Even if testing is implemented, organisations still face the tough choice of deciding when data becomes expendable, as it simply has not been plausible to verify the recoverability of every backup. As data increasingly becomes the lifeblood of the business, these decisions become increasingly difficult.

Virtualisation as solution

There is a solution to this dilemma, and it lies in virtualisation. Security researchers have already seen the benefits of virtualisation to create live, isolated testing environments for assessing defences against malware and other threats without risking the overall infrastructure.

Using similar principles, organisations can create an isolated backup testing environment. The environment is created on the fly, for limited period, using any spare resources in an organisation's backup and production environments, removing the need to invest in new infrastructure.

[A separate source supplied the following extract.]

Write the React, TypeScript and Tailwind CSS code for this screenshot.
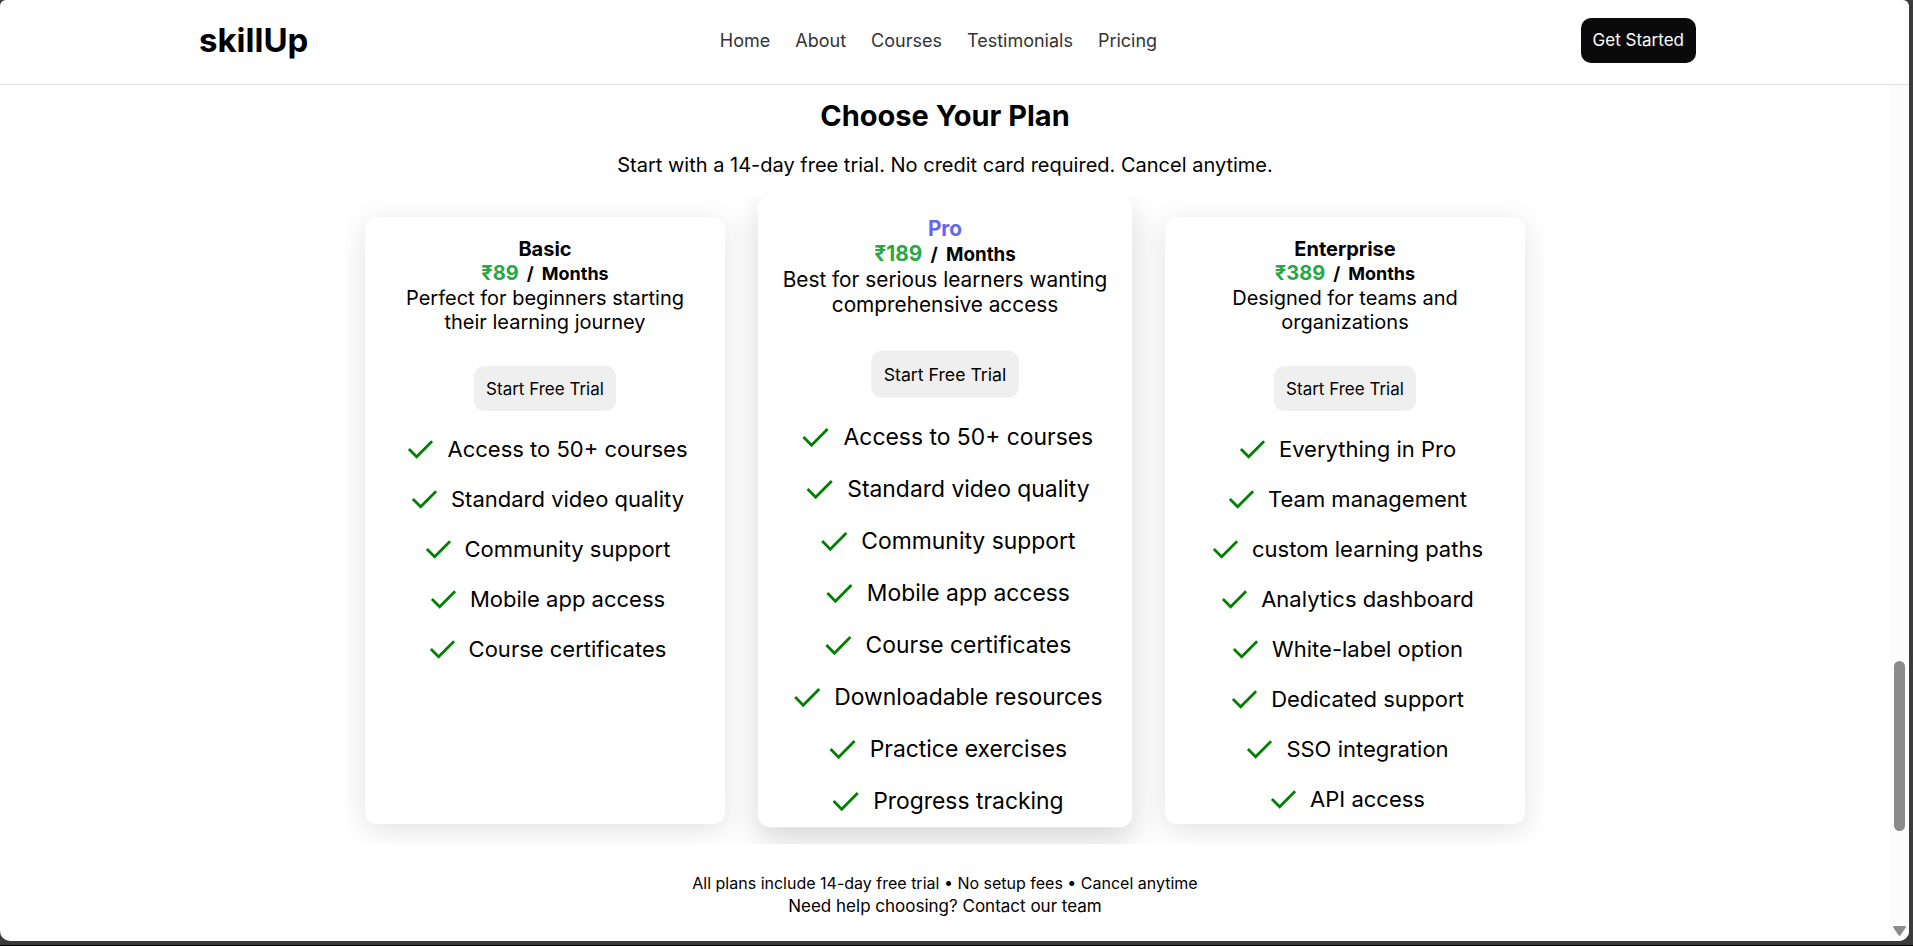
const navLinks = ["Home", "About", "Courses", "Testimonials", "Pricing"];

type Plan = {
  name: string;
  price: string;
  description: string;
  features: string[];
  featured?: boolean;
};

const plans: Plan[] = [
  {
    name: "Basic",
    price: "₹89",
    description: "Perfect for beginners starting their learning journey",
    features: [
      "Access to 50+ courses",
      "Standard video quality",
      "Community support",
      "Mobile app access",
      "Course certificates",
    ],
  },
  {
    name: "Pro",
    price: "₹189",
    description: "Best for serious learners wanting comprehensive access",
    featured: true,
    features: [
      "Access to 50+ courses",
      "Standard video quality",
      "Community support",
      "Mobile app access",
      "Course certificates",
      "Downloadable resources",
      "Practice exercises",
      "Progress tracking",
    ],
  },
  {
    name: "Enterprise",
    price: "₹389",
    description: "Designed for teams and organizations",
    features: [
      "Everything in Pro",
      "Team management",
      "custom learning paths",
      "Analytics dashboard",
      "White-label option",
      "Dedicated support",
      "SSO integration",
      "API access",
    ],
  },
];

function Check() {
  return (
    <svg viewBox="0 -960 960 960" className="size-[37px] shrink-0 fill-[#008000]" aria-hidden="true">
      <path d="M380-243 154-469l50-50 176 176 376-376 50 50-426 426Z" />
    </svg>
  );
}

function PlanCard({ plan }: { plan: Plan }) {
  return (
    <article
      className={
        "flex w-[360px] flex-col items-center rounded-xl bg-white px-5 pt-5 text-center " +
        (plan.featured
          ? "z-10 -translate-y-[9px] scale-[1.04] shadow-[0_12px_30px_rgba(0,0,0,0.16)]"
          : "shadow-[0_6px_30px_rgba(0,0,0,0.12)]")
      }
    >
      <h3 className={"text-xl leading-6 font-bold " + (plan.featured ? "text-[#6366f1]" : "text-black")}>
        {plan.name}
      </h3>
      <p className="flex items-baseline gap-2 text-lg leading-6 font-bold">
        <span className="text-xl leading-6 text-[#28a745]">{plan.price}</span>
        <span>/</span>
        <span>Months</span>
      </p>
      <p className="text-xl leading-6">{plan.description}</p>
      <button type="button" className="mt-8 rounded-[10px] bg-[#efefef] px-3 pt-3 pb-[10px] text-[17px] leading-[23px]">
        Start Free Trial
      </button>
      <ul className="mt-[13px] w-full">
        {plan.features.map((feature) => (
          <li key={feature} className="flex h-[50px] items-center justify-center gap-2 text-[22px]">
            <Check />
            <span>{feature}</span>
          </li>
        ))}
      </ul>
    </article>
  );
}

function Scrollbar() {
  return (
    <div className="flex w-[19px] flex-col items-center bg-[#fcfcfc] pb-[5px]" aria-hidden="true">
      <div className="grow-[576]" />
      <div className="w-[11px] grow-[170] rounded-full bg-[#8b8b8b]" />
      <div className="grow-[95]" />
      <svg viewBox="0 0 13 10" className="h-[10px] w-[13px] fill-[#8b8b8b]">
        <path d="M1.2 0h10.6q1.6.3.8 1.8L7.5 9.2q-1 1.3-2 0L.4 1.8Q-.4.3 1.2 0Z" />
      </svg>
    </div>
  );
}

export default function App() {
  return (
    <div className="flex min-h-screen border-b border-black bg-[#3b3b3b] pr-1 pb-1 font-['Inter',sans-serif] text-black">
      <div className="flex grow flex-col overflow-hidden rounded-t-[6px] rounded-b-[10px] bg-white">
        <header className="flex h-[85px] items-center justify-between border-b border-[#e2e2e2] pr-[213px] pb-[3px] pl-[199px]">
          <a href="#home" className="text-[33px] leading-none font-bold">
            skillUp
          </a>
          <nav className="flex gap-[25px] pr-3 text-lg text-[#333333]">
            {navLinks.map((link) => (
              <a key={link} href={"#" + link.toLowerCase()}>
                {link}
              </a>
            ))}
          </nav>
          <button type="button" className="rounded-[10px] bg-[#0a0a0a] px-3 py-[11px] text-[17px] leading-[23px] text-white">
            Get Started
          </button>
        </header>

        <div className="flex grow">
          <main className="flex grow flex-col items-center pt-[13px]">
            <h2 className="text-[29px] leading-9 font-bold">Choose Your Plan</h2>
            <p className="mt-[19px] text-xl leading-6">
              Start with a 14-day free trial. No credit card required. Cancel anytime.
            </p>
            <section className="mt-5 flex justify-center gap-10 overflow-hidden p-5">
              {plans.map((plan) => (
                <PlanCard key={plan.name} plan={plan} />
              ))}
            </section>
            <div className="mt-7 text-center">
              <p className="text-base leading-[23px]">All plans include 14-day free trial • No setup fees • Cancel anytime</p>
              <p className="text-[17px] leading-[23px]">Need help choosing? Contact our team</p>
            </div>
          </main>
          <Scrollbar />
        </div>
      </div>
    </div>
  );
}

Since its sole purpose is to verify that the backup recovers correctly, the overhead on the infrastructure is both temporary and minimal, requiring a fraction of the computing resources normally used in a production environment, because the virtual machine is running directly from the compressed backup and only publishing the content of the backup files to a host in the temporary virtual testing environment.

As a result, machines can be tested without risk in a fraction of the time, using a fraction of the infrastructure that was previously needed, meaning that testing every single backed-up server is no longer a pipe dream. In the digital age, data backup and recovery is a vital business function. Until now, testing the recoverability of all backups has been out of reach for most. Things have changed, and organisations have to face an inconvenient truth: Either they adapt to the changing technology climate, or they simply fuel the chances of disaster by using antiquated approaches to backup and recovery.

As virtualisation moves closer to being the de facto choice for data backup, testing and verification will become much simpler with the appropriate tools, providing organisations with a clear path to escape any risk of extinction.